I have about 30,000 bank names in dataframe. I would like to group them into a base group as most of them are same except that they are located in different location. However I do not know what bank names are in there.
Given below is a subset of the dataset. From this data I could identify 2 banks namely ROYAL BANK and BARCLAYS. So I would like to get 2 groups.
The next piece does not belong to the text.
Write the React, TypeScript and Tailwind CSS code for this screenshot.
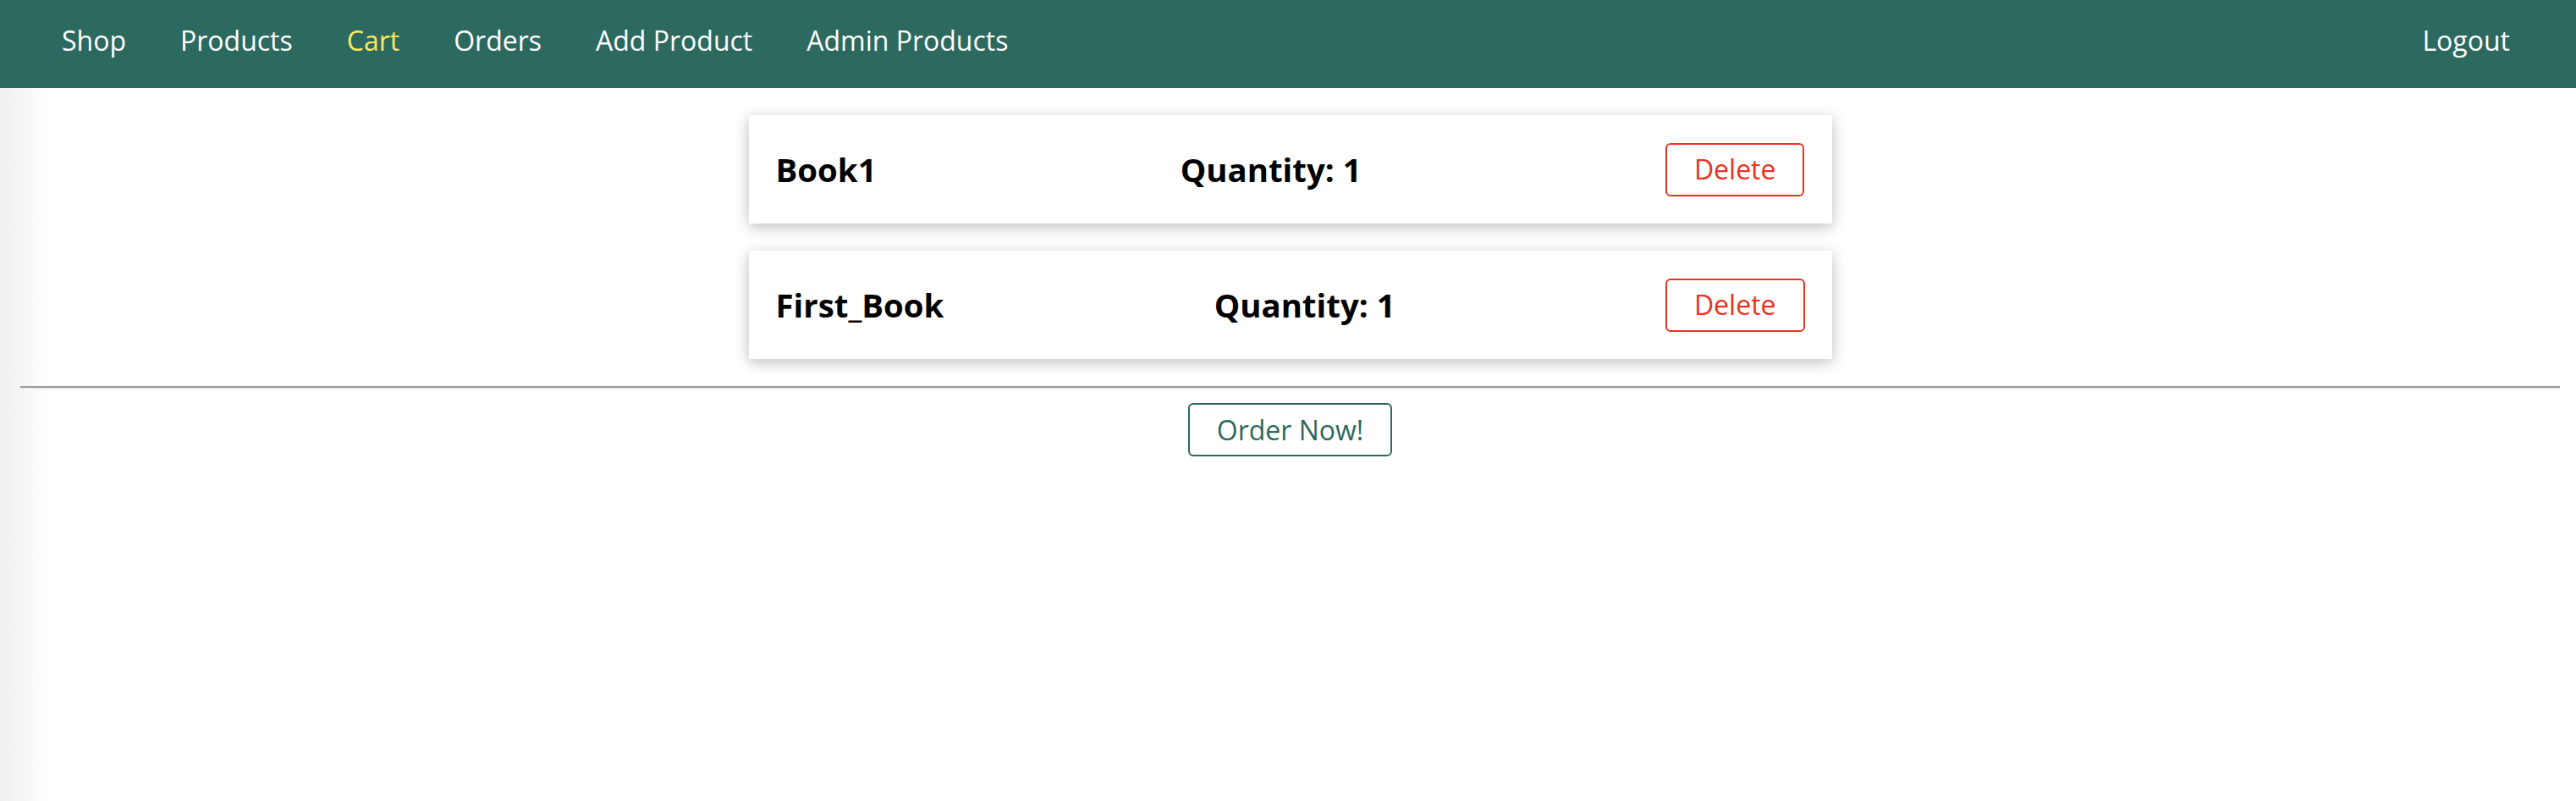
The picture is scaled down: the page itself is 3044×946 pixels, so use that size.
import React from "react";

const navItems = [
  { label: "Shop", active: false },
  { label: "Products", active: false },
  { label: "Cart", active: true },
  { label: "Orders", active: false },
  { label: "Add Product", active: false },
  { label: "Admin Products", active: false },
];

const cartItems = [
  { title: "Book1", qty: 1 },
  { title: "First_Book", qty: 1 },
];

export default function App() {
  return (
    <div className="min-h-screen flex flex-col font-['Open_Sans',sans-serif]">
      <header className="h-[104px] w-full bg-[#2c695e] flex items-center justify-between pl-[73px] pr-[78px] pb-[8px]">
        <nav>
          <ul className="flex items-center gap-[64px]">
            {navItems.map((item) => (
              <li key={item.label}>
                <a
                  className={
                    item.active
                      ? "text-[32px] leading-normal text-[#fdea5b]"
                      : "text-[32px] leading-normal text-white"
                  }
                >
                  {item.label}
                </a>
              </li>
            ))}
          </ul>
        </nav>
        <nav>
          <ul className="flex items-center">
            <li>
              <a className="text-[32px] leading-normal text-white">Logout</a>
            </li>
          </ul>
        </nav>
      </header>
      <main className="flex-1 bg-[linear-gradient(to_right,#efefef_0px,#ffffff_60px)] pl-[24px] pr-[19px] pt-[32px]">
        <ul className="w-[1280px] mx-auto flex flex-col gap-[32px]">
          {cartItems.map((c) => (
            <li
              key={c.title}
              className="h-[128px] bg-white px-[32px] flex items-center justify-between shadow-[0_4px_16px_rgba(0,0,0,0.26)]"
            >
              <h2 className="text-[38.4px] font-bold leading-normal text-black pt-[2px]">{c.title}</h2>
              <h2 className="text-[38.4px] font-bold leading-normal text-black pt-[2px]">Quantity: {c.qty}</h2>
              <button className="h-[63px] flex items-center justify-center border-2 border-[#ea3323] text-[#ea3323] rounded-[6px] px-[32px] text-[32px] leading-none bg-white">
                Delete
              </button>
            </li>
          ))}
        </ul>
        <hr className="mt-[32px] border-0 border-t-2 border-t-[#9a9a9a] border-b-2 border-b-[#eeeeee]" />
        <div className="flex justify-center mt-[16px]">
          <button className="h-[63px] flex items-center justify-center border-2 border-[#2c695e] text-[#2c695e] rounded-[6px] px-[32px] text-[32px] leading-none bg-white">
            Order Now!
          </button>
        </div>
      </main>
    </div>
  );
}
ROYAL BANK(count:13) BARCLAYS(count:7)
ROYAL BANK OF CANADA
ROYAL BANK OF CANADA
THE ROYAL BANK OF SCOTLAND PLC
THE ROYAL BANK OF SCOTLAND PLC
ROYAL BANK OF CANADA CAYMAN ISLANDS
RBC ROYAL BANK (TRINIDAD AND TOBAGO), LTD.
RBC ROYAL BANK (TRINIDAD AND TOBAGO), LTD.
THE ROYAL BANK OF SCOTLAND INTERNATIONAL, LTD.
THE ROYAL BANK OF SCOTLAND INTERNATIONAL LTD.
ROYAL BANK OF SCOTLAND, N.V.
RBC ROYAL BANK (BAHAMAS), LTD.
ROYAL BANK OF SCOTLAND PLC
ROYAL BANK OF SCOTLAND PLC
BARCLAYS BANK PLC
BARCLAYS BANK DELAWARE
BARCLAYS BANK OF GHANA, LTD.
BARCLAYS BANK DELAWARE
BARCLAYCARD GERMANY
BARCLAYS BANK PLC
BARCLAYS BANK PLC
There are other banks as well with similar pattern and I would like to have a generalized method to identify the list unique groups(bank names) and group similar ones under these.